The Top 10 Texas DSCR Lenders
Based on market research, the following ten lenders are currently shaping the Texas landscape. Each offers distinct advantages depending on an investor’s specific strategy.
1. Easy Street Capital
Best for: The “BRRRR” Investor (Buy, Rehab, Rent, Refinance, Repeat).
Headquartered in Austin, Easy Street Capital is known for velocity. Many lenders require a “seasoning period,” forcing investors to hold a property for a year before refinancing. Easy Street removes this barrier, allowing for a refinance after just one booking. For investors looking to renovate properties and recycle their capital quickly, this is a distinct structural advantage.
2. Visio Lending
Best for: Stability and Long-Term Holds.
Visio Lending brings institutional scale to the DSCR space. Offering 30-year fixed rates, they provide the stability of a traditional bank loan with the flexibility required by investors. This approach is well-suited for those looking to build a stable, long-term portfolio. They also offer a specialized program for homeowners looking to convert their primary residence into a rental property.
3. Ridge Street Capital
Best for: Speed.
In competitive markets like Dallas or Austin, speed is often the deciding factor. Ridge Street Capital focuses on rapid execution, aiming to close loans in two to three weeks. This capability allows borrowers to compete directly with cash offers. Their policy explicitly supports the use of AirDNA data for income qualification.
4. Lone Star Financing
Best for: Geographic Reach.
Texas is vast, and a deal in the Panhandle differs greatly from one in Houston. Lone Star Financing operates as a broker with a statewide footprint, serving markets from Lubbock to the Rio Grande Valley. They are known for an “investor-friendly” approach that minimizes paperwork, making them a flexible option for diverse locations.
5. Tidal Loans
Best for: Renovation Projects.
Based in Houston, Tidal Loans specializes in “value-add” projects. They are a strong partner for investors targeting distressed properties that require significant repairs. Tidal Loans allows for refinancing without a long waiting period once renovations are complete and possesses specific expertise regarding Gulf Coast insurance requirements.
6. NQM Funding
Best for: Maximum Leverage.
“Leverage” refers to using borrowed capital to increase potential return on investment. While many lenders cap loans at 80% of the purchase price, NQM Funding offers up to 85% Loan-to-Value (LTV). This additional leverage allows investors to retain more cash, which can be critical when stretching a budget for a higher-value asset.
7. Park Place Finance
Best for: The Common Sense Approach.
The team at Park Place Finance includes former rental operators, providing them with a practical perspective on the industry. They utilize “common sense” underwriting that accepts projected income data, acknowledging that new rentals take time to ramp up. Their model combines this flexibility with the ability to close quickly.
8. Guarantee Mortgage
Best for: College Towns and Niche Markets.

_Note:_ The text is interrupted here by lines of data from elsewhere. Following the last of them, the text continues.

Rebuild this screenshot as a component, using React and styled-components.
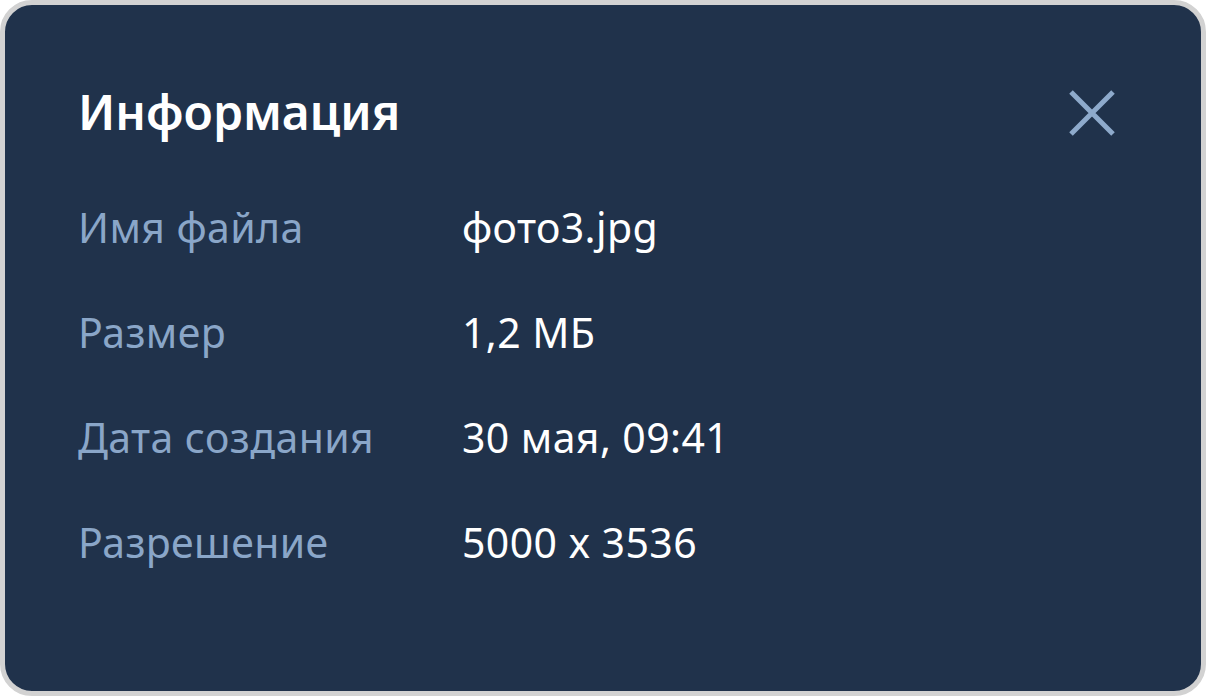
import React from 'react';
import styled, { createGlobalStyle } from 'styled-components';

const GlobalStyle = createGlobalStyle`
  html, body {
    margin: 0;
    padding: 0;
    background: #ffffff;
  }
  body {
    font-family: "Noto Sans", "Open Sans", sans-serif;
  }
`;

const rows = [
  { label: 'Имя файла', value: 'фото3.jpg' },
  { label: 'Размер', value: '1,2 МБ' },
  { label: 'Дата создания', value: '30 мая, 09:41' },
  { label: 'Разрешение', value: '5000 x 3536' },
];

const App = () => (
  <>
    <GlobalStyle />
    <Panel>
      <Header>
        <Title>Информация</Title>
        <CloseButton aria-label="Закрыть">
          <svg width="50" height="50" viewBox="0 0 50 50">
            <path d="M4 4 L46 46 M46 4 L4 46" stroke="#8eaacb" strokeWidth="5" />
          </svg>
        </CloseButton>
      </Header>
      <InfoList>
        {rows.map((row) => (
          <InfoRow key={row.label}>
            <Label>{row.label}</Label>
            <Value>{row.value}</Value>
          </InfoRow>
        ))}
      </InfoList>
    </Panel>
  </>
);

const Panel = styled.div`
  box-sizing: border-box;
  width: 1206px;
  height: 696px;
  background: #20324b;
  border: 5px solid #d2d2d2;
  border-radius: 32px;
  padding: 75px 84px 0 73px;
`;

const Header = styled.div`
  display: flex;
  align-items: flex-start;
  justify-content: space-between;
  height: 64px;
`;

const Title = styled.h1`
  margin: 0;
  font-size: 48px;
  font-weight: 600;
  color: #ffffff;
  line-height: 64px;
`;

const CloseButton = styled.button`
  display: flex;
  margin-top: 8px;
  padding: 0;
  border: none;
  background: none;
  cursor: pointer;
`;

const InfoList = styled.div`
  display: flex;
  flex-direction: column;
  margin-top: 53px;
  gap: 45px;
`;

const InfoRow = styled.div`
  display: grid;
  grid-template-columns: 384px 1fr;
  align-items: center;
  height: 60px;
  font-size: 41px;
  line-height: 60px;
  letter-spacing: 0.4px;
`;

const Label = styled.span`
  color: #8aa6c8;
`;

const Value = styled.span`
  color: #ffffff;
`;

export default App;
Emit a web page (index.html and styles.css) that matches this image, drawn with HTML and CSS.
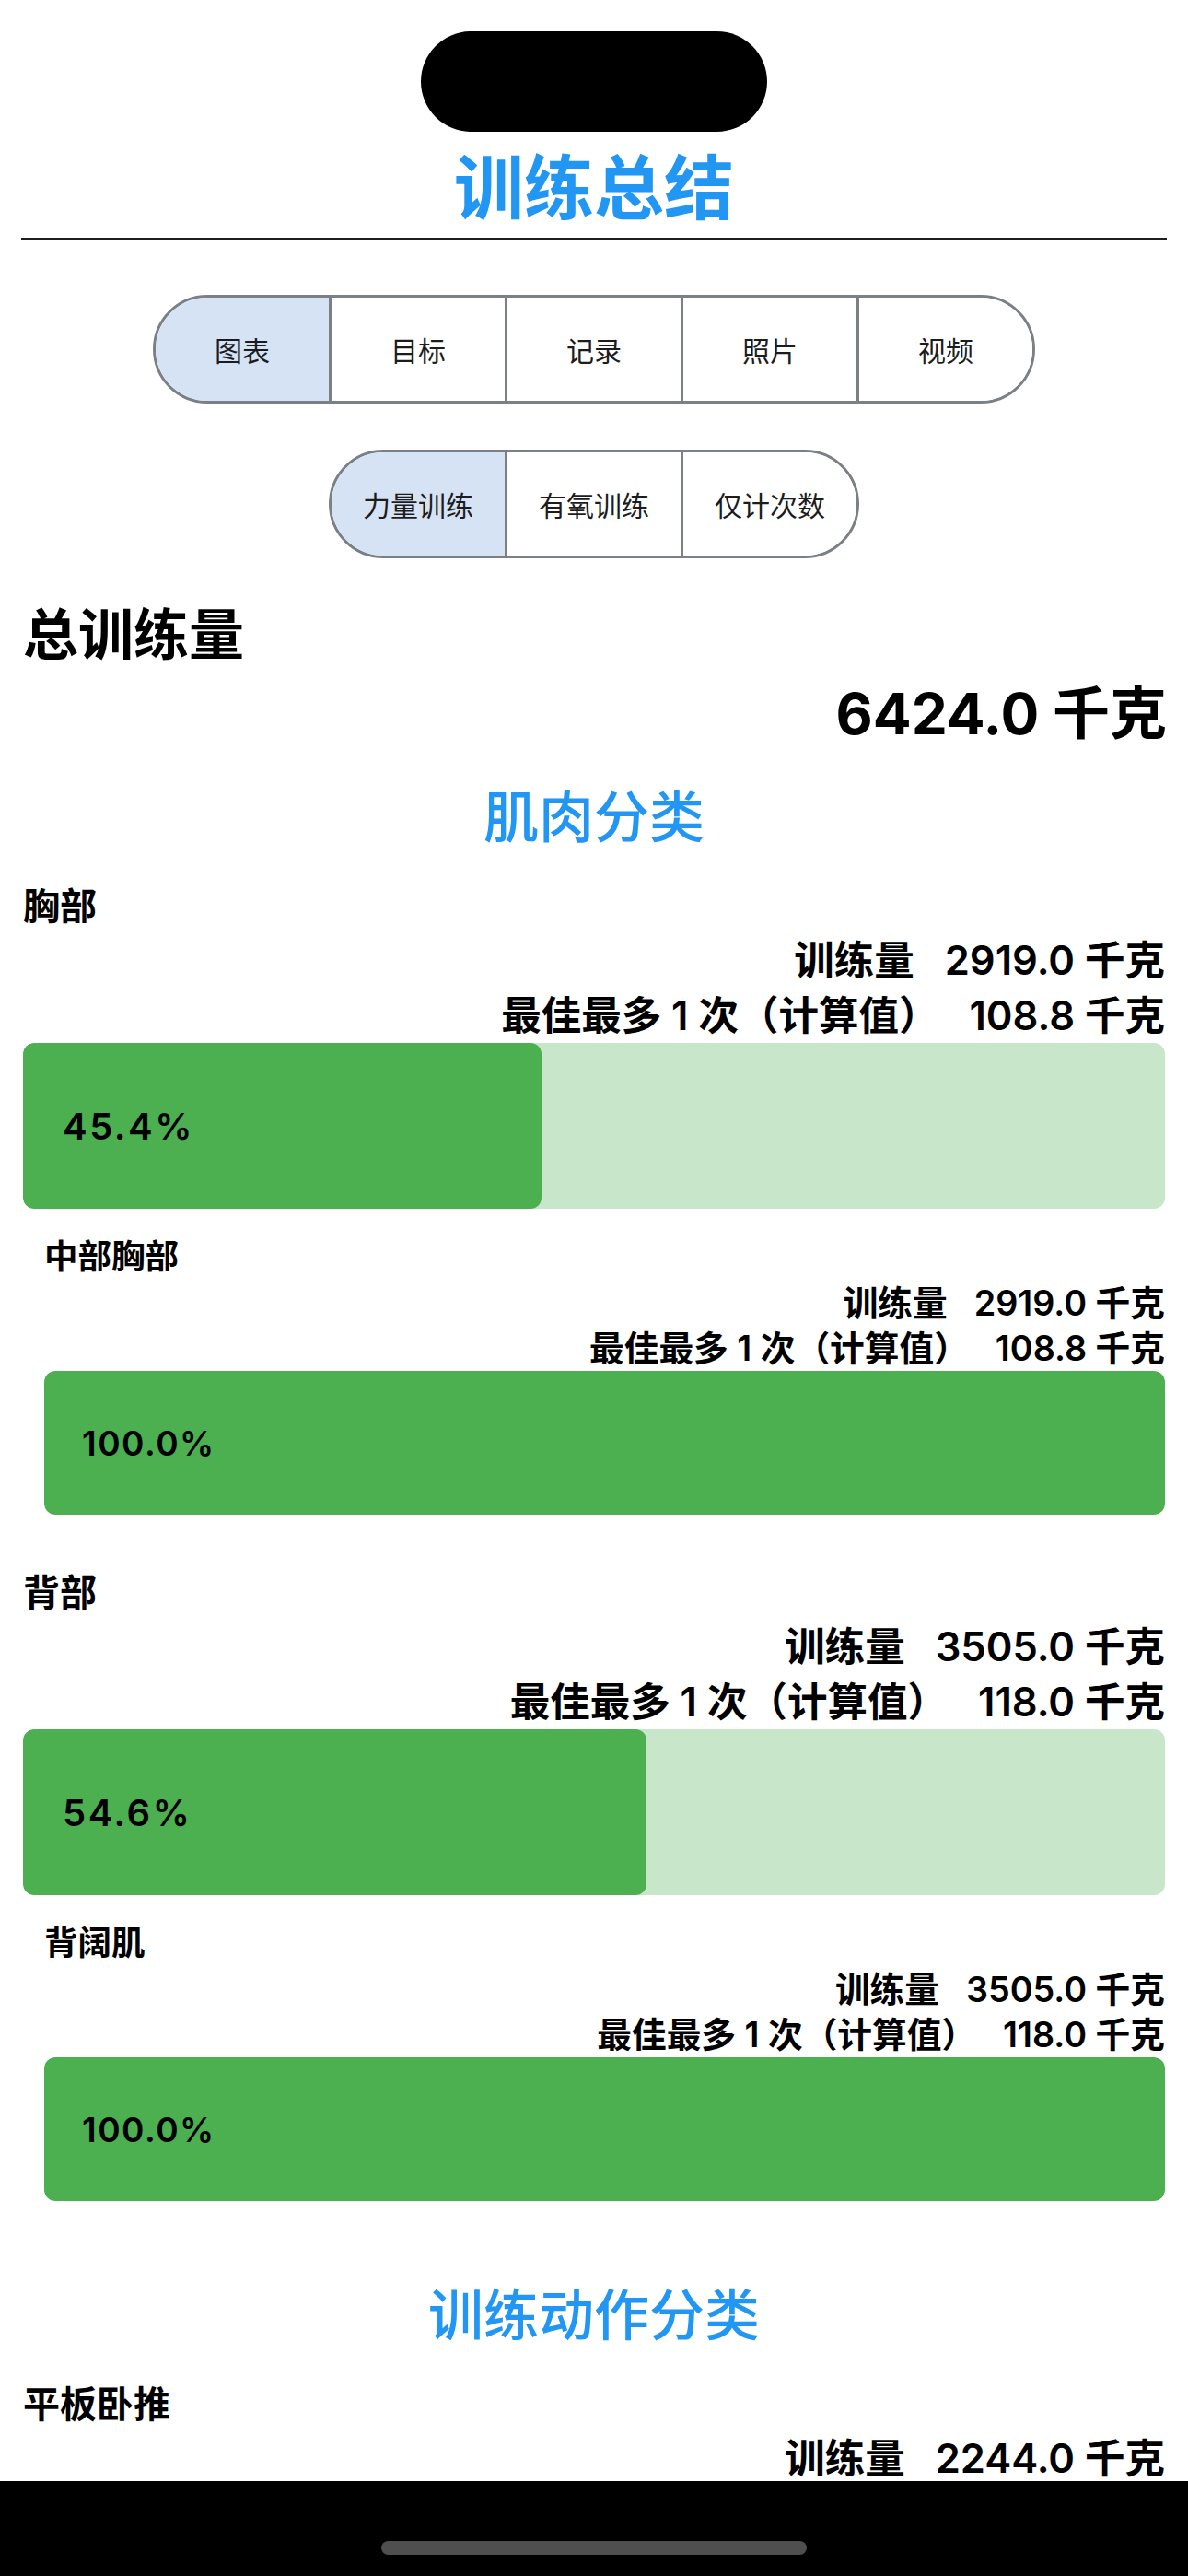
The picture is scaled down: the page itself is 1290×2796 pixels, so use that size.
FILE: index.html
```html
<!DOCTYPE html>
<html lang="zh-CN">
<head>
<meta charset="utf-8">
<title>训练总结</title>
<link rel="stylesheet" href="styles.css">
</head>
<body>
<div class="island"></div>
<main class="page">
  <h1 class="title">训练总结</h1>
  <div class="divider"></div>

  <div class="seg seg-main">
    <div class="seg-item active">图表</div>
    <div class="seg-item">目标</div>
    <div class="seg-item">记录</div>
    <div class="seg-item">照片</div>
    <div class="seg-item">视频</div>
  </div>

  <div class="seg seg-sub">
    <div class="seg-item active">力量训练</div>
    <div class="seg-item">有氧训练</div>
    <div class="seg-item">仅计次数</div>
  </div>

  <div class="total-label">总训练量</div>
  <div class="total-value">6424.0 千克</div>

  <section class="section muscle">
    <h2 class="section-title">肌肉分类</h2>

    <div class="group">
      <div class="group-label">胸部</div>
      <div class="stats">
        <div class="stat-row"><span class="stat-label">训练量</span><span class="stat-value">2919.0 千克</span></div>
        <div class="stat-row"><span class="stat-label">最佳最多 1 次（计算值）</span><span class="stat-value">108.8 千克</span></div>
      </div>
      <div class="bar">
        <div class="bar-fill" style="width:45.4%"></div>
        <div class="bar-text">45.4%</div>
      </div>
      <div class="sub">
        <div class="sub-label">中部胸部</div>
        <div class="stats">
          <div class="stat-row"><span class="stat-label">训练量</span><span class="stat-value">2919.0 千克</span></div>
          <div class="stat-row"><span class="stat-label">最佳最多 1 次（计算值）</span><span class="stat-value">108.8 千克</span></div>
        </div>
        <div class="bar">
          <div class="bar-fill" style="width:100%"></div>
          <div class="bar-text">100.0%</div>
        </div>
      </div>
    </div>

    <div class="group">
      <div class="group-label">背部</div>
      <div class="stats">
        <div class="stat-row"><span class="stat-label">训练量</span><span class="stat-value">3505.0 千克</span></div>
        <div class="stat-row"><span class="stat-label">最佳最多 1 次（计算值）</span><span class="stat-value">118.0 千克</span></div>
      </div>
      <div class="bar">
        <div class="bar-fill" style="width:54.6%"></div>
        <div class="bar-text">54.6%</div>
      </div>
      <div class="sub">
        <div class="sub-label">背阔肌</div>
        <div class="stats">
          <div class="stat-row"><span class="stat-label">训练量</span><span class="stat-value">3505.0 千克</span></div>
          <div class="stat-row"><span class="stat-label">最佳最多 1 次（计算值）</span><span class="stat-value">118.0 千克</span></div>
        </div>
        <div class="bar">
          <div class="bar-fill" style="width:100%"></div>
          <div class="bar-text">100.0%</div>
        </div>
      </div>
    </div>
  </section>

  <section class="section exercise">
    <h2 class="section-title">训练动作分类</h2>
    <div class="group">
      <div class="group-label">平板卧推</div>
      <div class="stats">
        <div class="stat-row"><span class="stat-label">训练量</span><span class="stat-value">2244.0 千克</span></div>
      </div>
    </div>
  </section>
</main>
<div class="home-bar"><div class="home-indicator"></div></div>
</body>
</html>
```
FILE: styles.css
```css
html, body {
  margin: 0;
  padding: 0;
  background: #ffffff;
  overflow: hidden;
}

body {
  font-family: Inter, "Noto Sans CJK SC", sans-serif;
  color: #000000;
  width: 1290px;
  height: 2796px;
  position: relative;
}

.island {
  position: absolute;
  top: 34px;
  left: 457px;
  width: 376px;
  height: 109px;
  border-radius: 55px;
  background: #000000;
}

.page {
  padding: 158px 25px 0;
}

.title {
  margin: 0;
  font-size: 76px;
  line-height: 92px;
  font-weight: 700;
  color: #2196f3;
  text-align: center;
}

.divider {
  height: 2px;
  background: #1e1e1e;
  margin: 8px -2px 0;
}

.seg {
  display: flex;
  width: max-content;
  margin: 60px auto 0;
  border: 3px solid #7b8087;
  border-radius: 60px;
  overflow: hidden;
}

.seg-sub {
  margin-top: 50px;
}

.seg-item {
  width: 188px;
  height: 112px;
  display: flex;
  align-items: center;
  justify-content: center;
  font-size: 30px;
  color: #1c1c1e;
  background: #ffffff;
}

.seg-item + .seg-item {
  border-left: 3px solid #7b8087;
}

.seg-item.active {
  background: #d5e3f5;
}

.total-label {
  margin-top: 47px;
  font-size: 60px;
  line-height: 72px;
  font-weight: 700;
}

.total-value {
  margin-top: 12px;
  font-size: 62px;
  line-height: 76px;
  font-weight: 700;
  text-align: right;
  margin-right: -2px;
}

.section-title {
  margin: 0;
  font-size: 60px;
  line-height: 72px;
  font-weight: 500;
  color: #2196f3;
  text-align: center;
}

.muscle .section-title {
  margin-top: 38px;
}

.exercise .section-title {
  margin-top: 88px;
}

.section-title + .group {
  margin-top: 37px;
}

.group + .group {
  margin-top: 61px;
}

.group-label {
  font-size: 40px;
  line-height: 48px;
  font-weight: 700;
}

.stats {
  margin-top: 4px;
  display: flex;
  flex-direction: column;
}

.stat-row {
  display: flex;
  justify-content: flex-end;
  gap: 33px;
  font-size: 43.5px;
  line-height: 60px;
  font-weight: 600;
}

.bar {
  display: grid;
  height: 180px;
  border-radius: 12px;
  background: #c8e6c9;
  overflow: hidden;
}

.bar-fill,
.bar-text {
  grid-area: 1 / 1;
}

.bar-fill {
  height: 100%;
  background: #4caf50;
  border-radius: 12px;
}

.bar-text {
  align-self: center;
  padding-left: 43px;
  font-size: 40px;
  font-weight: 600;
  letter-spacing: 2.5px;
  color: #000000;
}

.sub {
  margin-left: 23px;
  margin-top: 31px;
}

.sub-label {
  font-size: 36.5px;
  line-height: 42px;
  font-weight: 600;
}

.sub .stats {
  margin-top: 5px;
}

.sub .stat-row {
  font-size: 37.7px;
  line-height: 49px;
  gap: 29px;
}

.sub .bar {
  height: 156px;
}

.sub .bar-text {
  padding-left: 41px;
  font-size: 37px;
  letter-spacing: 1.5px;
}

.home-bar {
  position: fixed;
  left: 0;
  right: 0;
  bottom: 0;
  height: 103px;
  background: #000000;
  display: flex;
  justify-content: center;
}

.home-indicator {
  margin-top: 65px;
  width: 462px;
  height: 15px;
  border-radius: 8px;
  background: #4f4f4f;
}
```
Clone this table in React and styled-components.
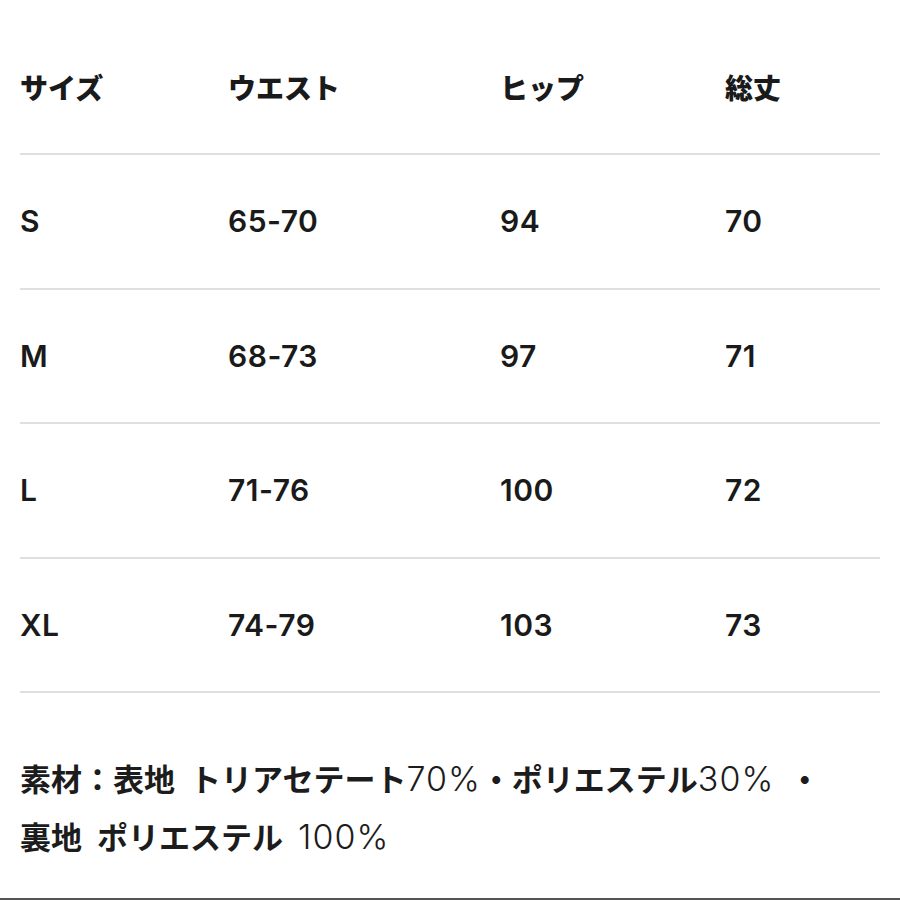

Real estate in university hubs like College Station operates on a unique “Game Day” economy, where revenue spikes during football season. Guarantee Mortgage specializes in these niche markets. They employ a tiered system that offers clear terms based on creditworthiness and understand the specific income patterns of college towns.
9. Texas Premier Mortgage
Best for: Building a Large Portfolio.
Conventional financing often imposes a limit on the number of properties an investor can finance, usually capping at ten. Texas Premier Mortgage allows for financing up to 20 properties. Additionally, they have lower cash reserve requirements than many competitors, removing common bottlenecks for investors aiming to scale their portfolios significantly.
10. LBC Mortgage
Best for: Urban Metro Markets.
LBC Mortgage focuses on major metropolitan areas: Austin, Dallas, Houston, and San Antonio. They offer “Interest-Only” loan options. By allowing borrowers to pay only interest for the initial years, monthly obligations are kept lower. This is a strategic tool for managing cash flow in high-cost urban markets where property prices are elevated.
Strategic Outlook
Selecting a lender is a strategic decision comparable to selecting the property itself. The “best” partner depends entirely on the investment goal—whether that is a heavy renovation, a turnkey luxury rental, or a high-volume portfolio.
This overview serves as a starting point. To support informed decision-making, we will be releasing comprehensive profiles for each of these lenders, analyzing their specific terms, advantages, and limitations in greater detail.